Map((Mumbai,College1,Science) -> Students(Mumbai,College1,Science,,300,0),
(Bangalore,,) -> Students(Bangalore,,,,270,0),
(Mumbai,College2,Science) -> Students(Mumbai,College2,Science,,240,0),
(Mumbai,College2,) -> Students(Mumbai,College2,,,240,0),
(Mumbai,College1,Social) -> Students(Mumbai,College1,Social,,250,0),
(Mumbai,,) -> Students(Mumbai,,,,790,0),
(Bangalore,College3,) -> Students(Bangalore,College3,,,270,0),
(Mumbai,College1,) -> Students(Mumbai,College1,,,550,0),
(Bangalore,College3,Science) -> Students(Bangalore,College3,Science,,270,0))
The Map is always copied, so it could have some performance and memory issues. To solve this use a for comprehension
For Comprehension One Loop
This generates one Map with the 3 aggregate types.
val emptyStudent = Students("","","","",0,0);
var m = Map[(String,String,String), Students]()
for (v <- studentsList) {
m += ((v.city,"","") -> Students(v.city,"","","", v.fee + m.getOrElse((v.city,"",""), emptyStudent).fee, 0))
m += ((v.city,v.college,"") -> Students(v.city,v.college,"","", v.fee + m.getOrElse((v.city,v.college,""), emptyStudent).fee, 0))
m += ((v.city,v.college,v.group) -> Students(v.city,v.college,v.group,"", v.fee + m.getOrElse((v.city,v.college,v.group), emptyStudent).fee, 0))
}
m
This should be better in terms of memory consumption cause you aren't copy the maps like in the foldLeft example
Output
Map((Mumbai,College1,Science) -> Students(Mumbai,College1,Science,,300,0),
(Bangalore,,) -> Students(Bangalore,,,,270,0),
(Mumbai,College2,Science) -> Students(Mumbai,College2,Science,,240,0),
(Mumbai,College2,) -> Students(Mumbai,College2,,,240,0),
(Mumbai,College1,Social) -> Students(Mumbai,College1,Social,,250,0),
(Mumbai,,) -> Students(Mumbai,,,,790,0), (Bangalore,College3,) -> Students(Bangalore,College3,,,270,0),
(Mumbai,College1,) -> Students(Mumbai,College1,,,550,0),
(Bangalore,College3,Science) -> Students(Bangalore,College3,Science,,270,0))

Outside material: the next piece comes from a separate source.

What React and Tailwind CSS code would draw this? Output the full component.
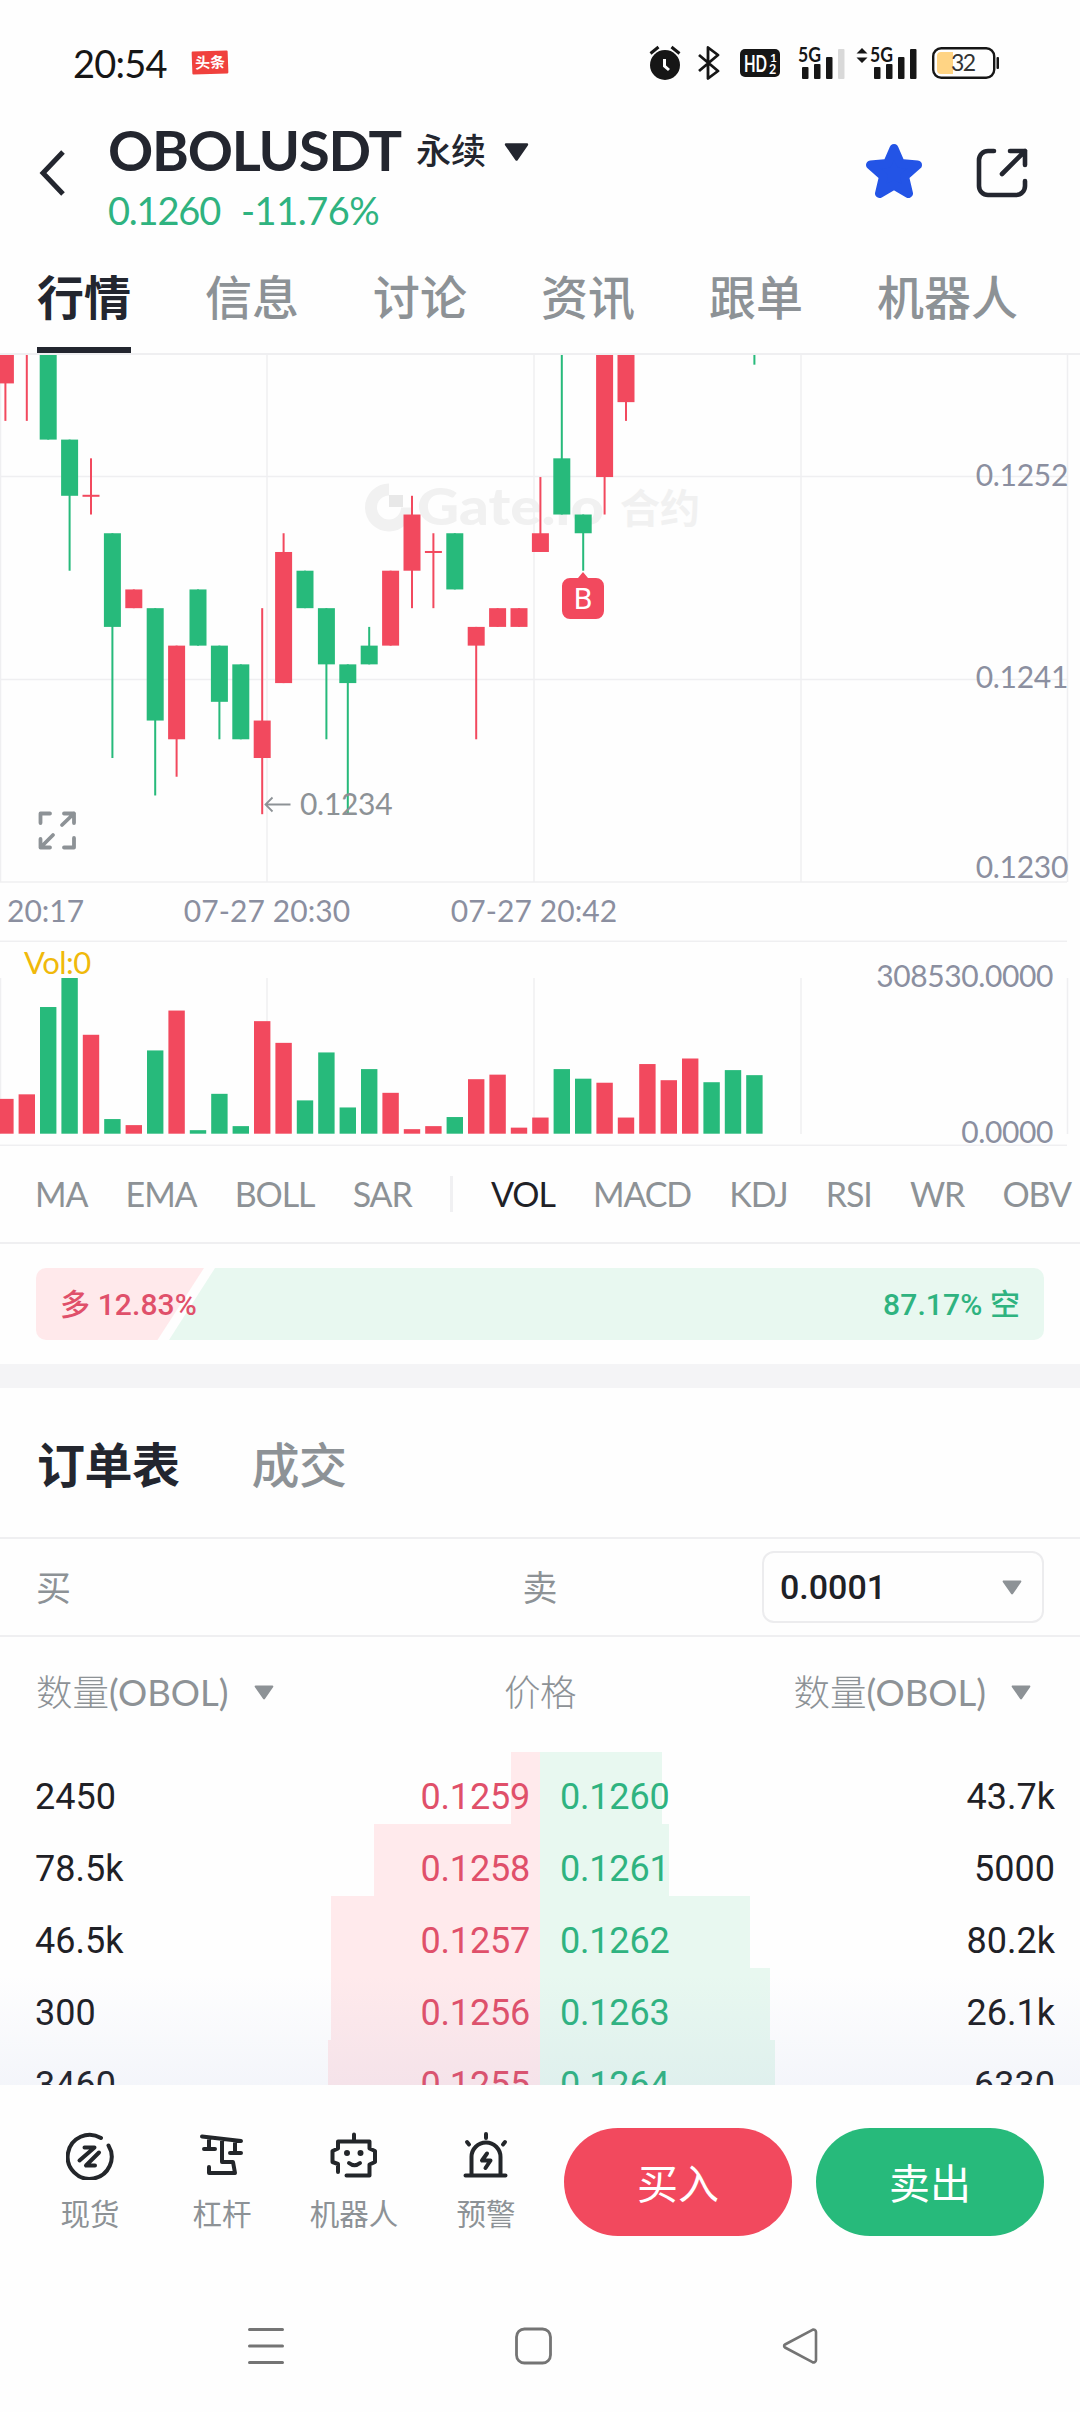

In all cases you could just reduce the code if you make the parameter optional in your case class students, cause then you can just do something like Students(city=v.city,fee=v.fee+m.getOrElse(v.city,emptyStudent).fee during grouping
Use a foldLeft
First, let's define some type aliases to make the syntax easier
object GroupByStudents {
type City = String
type College = String
type Group = String
type Name = String
type Aggregate = Map[City, Map[College, Map[Group, List[Students]]]]
def emptyAggregate: Aggregate = Map.empty
case class Students(city: City, college: College, group: Group,
name: Name, fee: Int, age: Int)
}
You can aggregate the students list into an Aggregate map in a single foldLeft
object Test {
import GroupByStudents._
def main(args: Array[String]) {
val studentsList = List(
Students("Mumbai","College1","Science","Jony",100,30),
Students("Mumbai","College1","Science","Tony", 200, 25),
Students("Mumbai","College1","Social","Bony",250,30),
Students("Mumbai","College2","Science","Gony", 240, 28),
Students("Bangalore","College3","Science","Hony", 270, 28))
val aggregated = studentsList.foldLeft(emptyAggregate){(agg, students) =>
val cityBin = agg.getOrElse(students.city, Map.empty)
val collegeBin = cityBin.getOrElse(students.college, Map.empty)
val groupBin = collegeBin.getOrElse(students.group, List.empty)
val nextGroupBin = students :: groupBin
val nextCollegeBin= collegeBin + (students.group -> nextGroupBin)
val nextCityBin = cityBin + (students.college -> nextCollegeBin)
agg + (students.city -> nextCityBin)
}
}
}
aggregated can then be mapped over to calculate fees.
If you really want, you can calculate the fees in the foldLeft itself, but this would make the code harder to read.
Note that you can also try monocle's lenses to put the students value in the aggregated structure.